If chopString = True Then
  'new line
  If validLength > 0 Then
    g.DrawString(Left(myString, validLength), 0, y)
    y = y + g.TextHeight
    
    myString = Mid(myString, validLength + 1)
    
    origLength = Len(myString)
    currentLength = origLength
    previousLength = currentLength
    testStep = currentLength
    chopString = False
  Else
    'nothing fits
    Exit While
  End If
End If

debugIterationCount = debugIterationCount + 1

Wend

System.DebugLog Str(debugIterationCount) + " vs " + Str(debugOrigStringLength)[/code]

If you have styled text this becomes impossible and you have to do things manually.

@Bob Keeney — And what about StyledTextPrinter?

StyledTextPrinter doesn’t allow pictures, hyperlinks and all sorts of other things that Martin is looking at.

@Bob Keeney — The OP never mentioned pictures or hyperlinks!

I know. I just happen to know what he’s working on. :slight_smile:

Those were all good suggestions if he was using standard Xojo stuff.

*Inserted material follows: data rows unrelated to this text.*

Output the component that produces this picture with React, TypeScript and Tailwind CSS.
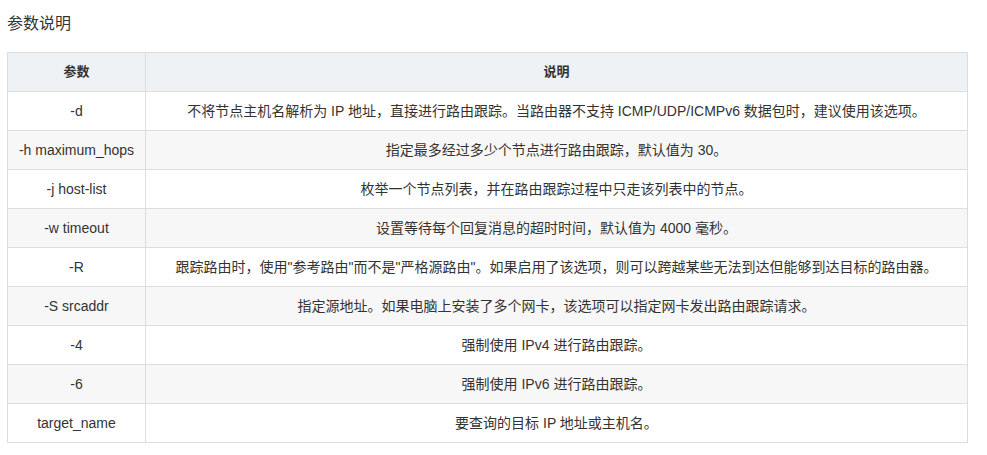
import React from 'react';

const rows = [
  ['-d', '不将节点主机名解析为 IP 地址，直接进行路由跟踪。当路由器不支持 ICMP/UDP/ICMPv6 数据包时，建议使用该选项。'],
  ['-h maximum_hops', '指定最多经过多少个节点进行路由跟踪，默认值为 30。'],
  ['-j host-list', '枚举一个节点列表，并在路由跟踪过程中只走该列表中的节点。'],
  ['-w timeout', '设置等待每个回复消息的超时时间，默认值为 4000 毫秒。'],
  ['-R', '跟踪路由时，使用"参考路由"而不是"严格源路由"。如果启用了该选项，则可以跨越某些无法到达但能够到达目标的路由器。'],
  ['-S srcaddr', '指定源地址。如果电脑上安装了多个网卡，该选项可以指定网卡发出路由跟踪请求。'],
  ['-4', '强制使用 IPv4 进行路由跟踪。'],
  ['-6', '强制使用 IPv6 进行路由跟踪。'],
  ['target_name', '要查询的目标 IP 地址或主机名。'],
];

const App = () => {
  return (
    <div
      className="w-[987px] h-[455px] bg-white text-[#333] pl-[7px]"
      style={{ fontFamily: '"Liberation Sans", "Noto Sans CJK SC", sans-serif' }}
    >
      <h3 className="pt-[14px] text-[16px] leading-[20px] mb-[18px] font-normal">参数说明</h3>
      <table className="w-[961px] border-collapse border border-[#ddd] text-[14px] text-center">
        <thead>
          <tr className="h-[39px] bg-[#eef2f5]">
            <th className="w-[138px] border border-[#ddd] font-bold text-[13px]">参数</th>
            <th className="border border-[#ddd] font-bold text-[13px]">说明</th>
          </tr>
        </thead>
        <tbody>
          {rows.map(([param, desc], i) => (
            <tr key={param} className={i % 2 === 1 ? 'h-[39px] bg-[#f7f7f7]' : 'h-[39px] bg-white'}>
              <td className="border border-[#ddd]">{param}</td>
              <td className="border border-[#ddd]">{desc}</td>
            </tr>
          ))}
        </tbody>
      </table>
    </div>
  );
};

export default App;
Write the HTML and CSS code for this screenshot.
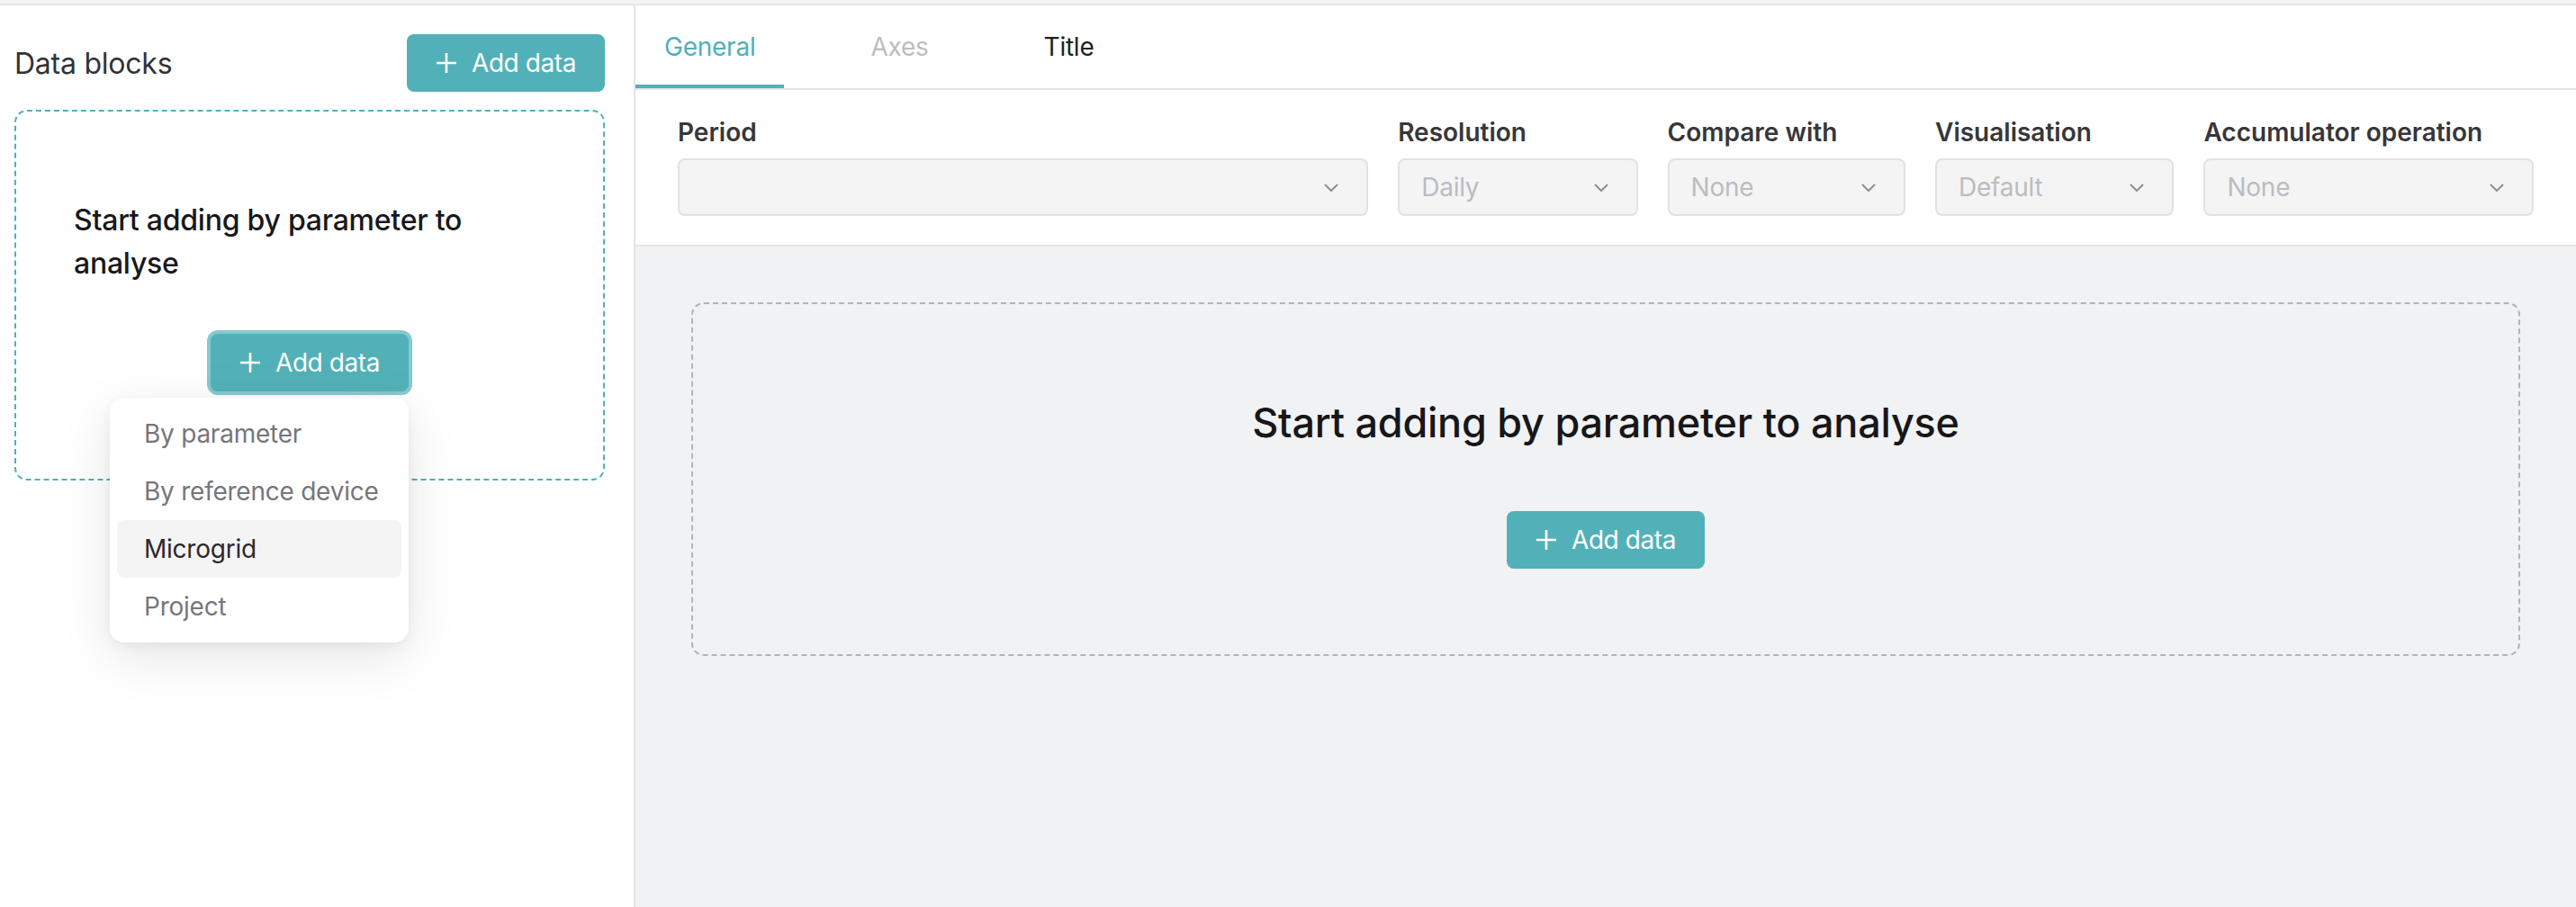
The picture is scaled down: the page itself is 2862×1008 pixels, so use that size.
FILE: index.html
```html
<!DOCTYPE html>
<html lang="en">
<head>
  <meta charset="UTF-8" />
  <meta name="viewport" content="width=device-width, initial-scale=1.0" />
  <title>Analysis</title>
  <link rel="stylesheet" href="styles.css">
</head>
<body>
  <div class="topbar"></div>
  <div class="layout">
    <aside class="sidebar">
      <div class="sidebar-head">
        <h2>Data blocks</h2>
        <button class="btn">
          <svg class="plus" viewBox="0 0 24 24"><path d="M12 1v22M1 12h22" /></svg>
          Add data
        </button>
      </div>
      <div class="drop-zone">
        <p>Start adding by parameter to analyse</p>
        <div class="drop-action">
          <div class="menu-anchor">
            <button class="btn btn-focus">
              <svg class="plus" viewBox="0 0 24 24"><path d="M12 1v22M1 12h22" /></svg>
              Add data
            </button>
            <ul class="menu">
              <li>By parameter</li>
              <li>By reference device</li>
              <li class="active">Microgrid</li>
              <li>Project</li>
            </ul>
          </div>
        </div>
      </div>
    </aside>

    <main class="panel">
      <nav class="tabs">
        <a class="tab active">General</a>
        <a class="tab disabled">Axes</a>
        <a class="tab">Title</a>
      </nav>

      <section class="filters">
        <div class="field">
          <label>Period</label>
          <div class="select"><span></span><svg class="chevron" viewBox="0 0 16 9"><path d="M1 1l7 7 7-7" /></svg></div>
        </div>
        <div class="field">
          <label>Resolution</label>
          <div class="select"><span>Daily</span><svg class="chevron" viewBox="0 0 16 9"><path d="M1 1l7 7 7-7" /></svg></div>
        </div>
        <div class="field">
          <label>Compare with</label>
          <div class="select"><span>None</span><svg class="chevron" viewBox="0 0 16 9"><path d="M1 1l7 7 7-7" /></svg></div>
        </div>
        <div class="field">
          <label>Visualisation</label>
          <div class="select"><span>Default</span><svg class="chevron" viewBox="0 0 16 9"><path d="M1 1l7 7 7-7" /></svg></div>
        </div>
        <div class="field">
          <label>Accumulator operation</label>
          <div class="select"><span>None</span><svg class="chevron" viewBox="0 0 16 9"><path d="M1 1l7 7 7-7" /></svg></div>
        </div>
      </section>

      <section class="canvas">
        <div class="empty">
          <h1>Start adding by parameter to analyse</h1>
          <button class="btn">
            <svg class="plus" viewBox="0 0 24 24"><path d="M12 1v22M1 12h22" /></svg>
            Add data
          </button>
        </div>
      </section>
    </main>
  </div>
</body>
</html>
```

FILE: styles.css
```css
* {
  box-sizing: border-box;
}
html, body {
  height: 100%;
}
body {
  margin: 0;
  font-family: Inter, "Noto Sans", sans-serif;
  letter-spacing: -0.015em;
  color: #18181b;
  background: #fff;
  display: flex;
  flex-direction: column;
  overflow: hidden;
}
.topbar {
  height: 6px;
  background: #f3f4f6;
  border-bottom: 2px solid #e5e6e8;
  flex-shrink: 0;
}
.layout {
  flex: 1;
  display: flex;
  min-height: 0;
}

/* Sidebar */
.sidebar {
  width: 706px;
  flex-shrink: 0;
  border-right: 2px solid #e4e4e7;
  padding: 32px 32px 0 16px;
}
.sidebar-head {
  display: flex;
  align-items: center;
  justify-content: space-between;
  margin-bottom: 20px;
}
.sidebar-head h2 {
  margin: 0;
  font-size: 32px;
  font-weight: 400;
  color: #333336;
}
.btn {
  height: 64px;
  padding: 0 32px;
  display: inline-flex;
  align-items: center;
  gap: 16px;
  border: none;
  border-radius: 8px;
  background: #52b1b8;
  color: #fff;
  font-family: inherit;
  font-size: 28px;
  letter-spacing: -0.015em;
  cursor: pointer;
}
.btn .plus {
  width: 24px;
  height: 24px;
  fill: none;
  stroke: #fff;
  stroke-width: 2.6;
}
.btn-focus {
  box-shadow: 0 0 0 4px #86c9ce;
}
.drop-zone {
  border: 2px dashed #4fb1b8;
  border-radius: 14px;
  padding: 97px 64px 97px;
}
.drop-zone p {
  margin: 0;
  font-size: 32px;
  font-weight: 500;
  line-height: 48px;
  color: #18181b;
}
.drop-action {
  margin-top: 54px;
  display: flex;
  justify-content: center;
}
.menu-anchor {
  position: relative;
}
.menu {
  position: absolute;
  right: 0;
  top: calc(100% + 7px);
  width: 332px;
  margin: 0;
  padding: 8px;
  list-style: none;
  background: #fff;
  border-radius: 16px;
  box-shadow: 0 16px 60px rgba(0, 0, 0, 0.10), 0 4px 14px rgba(0, 0, 0, 0.06);
  z-index: 2;
}
.menu li {
  height: 64px;
  line-height: 64px;
  padding: 0 30px;
  border-radius: 8px;
  font-size: 28px;
  color: #76767b;
  white-space: nowrap;
}
.menu li.active {
  background: #f4f4f5;
  color: #2a2a2d;
}

/* Main panel */
.panel {
  flex: 1;
  display: flex;
  flex-direction: column;
  min-width: 0;
}
.tabs {
  display: flex;
  gap: 64px;
  border-bottom: 2px solid #e4e4e7;
}
.tab {
  height: 92px;
  padding: 4px 32px 0;
  display: flex;
  align-items: center;
  font-size: 28px;
  color: #1f1f22;
  border-bottom: 4px solid transparent;
}
.tab.active {
  color: #4fb0b8;
  border-bottom-color: #52b1b8;
}
.tab.disabled {
  color: #bdbdc0;
}
.filters {
  display: grid;
  grid-template-columns: 766fr 266fr 264fr 265fr 366fr;
  gap: 33px;
  padding: 27px 47px 32px;
  border-bottom: 2px solid #e4e4e7;
}
.field label {
  display: block;
  font-size: 28px;
  font-weight: 600;
  line-height: 40px;
  letter-spacing: 0;
  color: #37373a;
  margin-bottom: 9px;
  white-space: nowrap;
}
.select {
  height: 64px;
  display: flex;
  align-items: center;
  justify-content: space-between;
  padding: 0 31px 0 24px;
  border: 2px solid #e2e2e4;
  border-radius: 8px;
  background: #f4f4f5;
  font-size: 28px;
  color: #bcbcbf;
}
.chevron {
  width: 16px;
  height: 9px;
  fill: none;
  stroke: #8e8e92;
  stroke-width: 2;
}
.canvas {
  flex: 1;
  background: #f1f2f4;
  padding: 62px;
}
.empty {
  border: 2px dashed #b4b4b7;
  border-radius: 14px;
  padding: 100px 0 95px;
  display: flex;
  flex-direction: column;
  align-items: center;
}
.empty h1 {
  margin: 0 0 66px;
  font-size: 45px;
  font-weight: 500;
  line-height: 64px;
  color: #17171a;
}
```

Thank you to all who have commented on this post. It seems as if the proposals of @Brendan Murphy were a good see and as if @Kevin Gale had also followed this in his algorithm that works well see. I will check it for optimizations and look forward to more great hints and optimization hints from you. The speed of the algorithm is the top priority. @Alex McPhail also thanks for your contribution.